A Universidade Federal do Ceará (UFC) deu um passo importante no combate ao assédio sexual em sua comunidade acadêmica: este ano, pela primeira vez na história da instituição, agressores envolvidos em dois casos ocorridos no Campus de Quixadá receberam a punição de desligamento. A medida se deu após instauração de comissões, compostas por servidores e discentes da unidade acadêmica, que apuraram os fatos e definiram o procedimento.
Os casos de assédio ocorreram em 2024 e envolveram estudantes. As vítimas, do sexo feminino, formalizaram denúncia na administração do campus contra os agressores, ambos do sexo masculino, no segundo semestre do ano passado. Logo após, foram criadas comissões internas para analisar os casos e, diante da gravidade das ações, foram emitidos pareceres favoráveis ao desligamento dos agressores. Em seguida, os processos foram analisados quanto à conformidade às legislações e normas da UFC e, ao final, os desligamentos foram sancionados pelo reitor.
ACOLHIMENTO – Uma das primeiras pessoas a tomar ciência e atuar no caso foi Rayanny Alves, assistente social do Campus de Quixadá, que ouviu o relato das vítimas. De acordo com a servidora, um dos principais focos naquele momento foi o acolhimento. “As estudantes que me procuraram se sentiam com medo. Uma delas estava faltando às aulas por se sentir insegura em conviver no mesmo espaço que o agressor.

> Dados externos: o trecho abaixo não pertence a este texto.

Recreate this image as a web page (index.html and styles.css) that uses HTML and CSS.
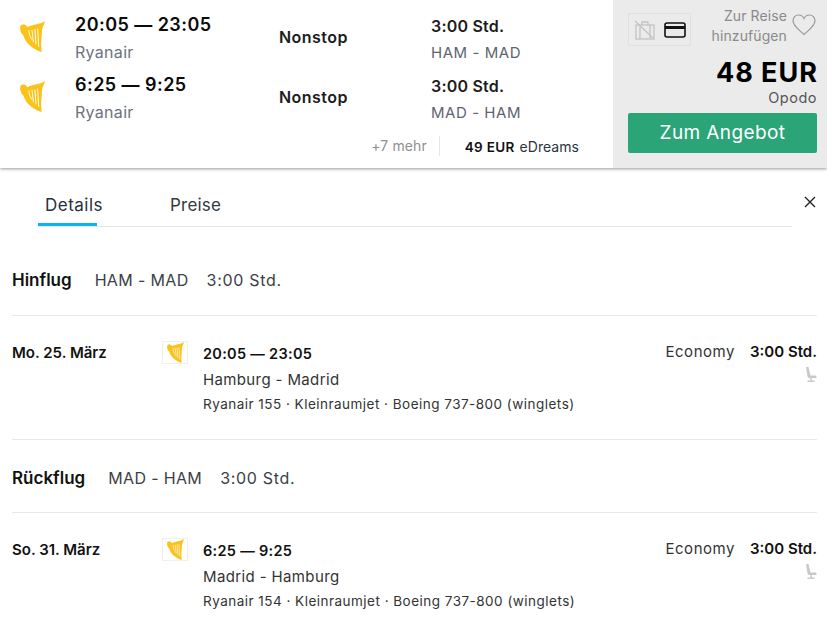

Inicialmente as acolhi, depois formalizei o processo de denúncia internamente, tendo cuidado para que as vítimas não fossem revitimizadas. Elas receberam orientação sobre seus direitos e foram apoiadas durante todo o processo”, comenta a assistente social.
Quem também integrou esse processo foi o professor João Vilnei, coordenador do Núcleo de Comunicação do Campus da UFC em Quixadá. Ressalta o docente que o sigilo dos trabalhos e o respeito aos envolvidos deu a tônica da comissão de apuração dos casos. Ainda segundo Vilnei, a atuação mais efetiva da UFC nesses episódios, com a culminância no desligamento dos agressores, implica no fortalecimento do combate aos assédios no cotidiano naquela unidade acadêmica.
“Esse assunto tem que aparecer nas aulas, nos trabalhos, nos projetos de extensão, nos eventos que realizamos, não pode ser só falado quando aparece um caso. A universidade tem enorme potencial de contribuir com a sociedade na construção de um mundo melhor para as mulheres e, se isso não está acontecendo, estamos todos falhando”, avalia.
MEDIDA INÉDITA – Anteriormente, as punições mais severas aplicadas em caso de assédio sexual, conforme o regimento da UFC, eram de, no máximo, três meses de suspensão. Isso ocorria, em maior parte, pela ausência de determinações específicas a respeito nos normativos da UFC. “Acho que os casos nos ajudaram a perceber a importância de se regulamentar minimamente o passo a passo para casos como esses”, afirma João Vilnei.
No sentido de uma atuação mais efetiva contra os assédios, tanto no campo do combate quando no da prevenção, a universidade instituiu, no segundo semestre de 2023, a Comissão de Enfrentamento e Prevenção ao Assédio Moral e Sexual da UFC, que vem trabalhando na construção de uma política institucional contra o assédio. No primeiro semestre deste ano, foram realizadas etapas de audiência e consultas públicas nos campi da UFC na capital e interior e, em agosto, a minuta da política foi entregue ao Gabinete da Reitoria
Segundo a pró-reitora-adjunta de Assistência Estudantil da UFC, Márcia Arão, co-presidenta da comissão, a ideia é que agora o texto seja encaminhado para apreciação do Conselho Universitário (Consuni). Destaca a gestora o envolvimento da comunidade acadêmica no desenvolvimento da minuta.
“A atividade para construção da minuta da política mexeu com a comunidade acadêmica, trazendo luz à temática dentro da universidade, seja promovendo discussões, seja divulgando os canais que tínhamos para denúncia e apuração já existentes na UFC, como a Ouvidoria e a Comissão Permanente de Processo Administrativo Disciplinar (CPPAD). Também fortalecemos as diretorias das unidades acadêmicas para apurar e aplicar as penalidades cabíveis nos casos que os assédios e discriminações acontecem entre discentes. Então, penso que o resultado do processo de apuração desses casos em Quixadá é fruto de toda essa movimentação”, pontua.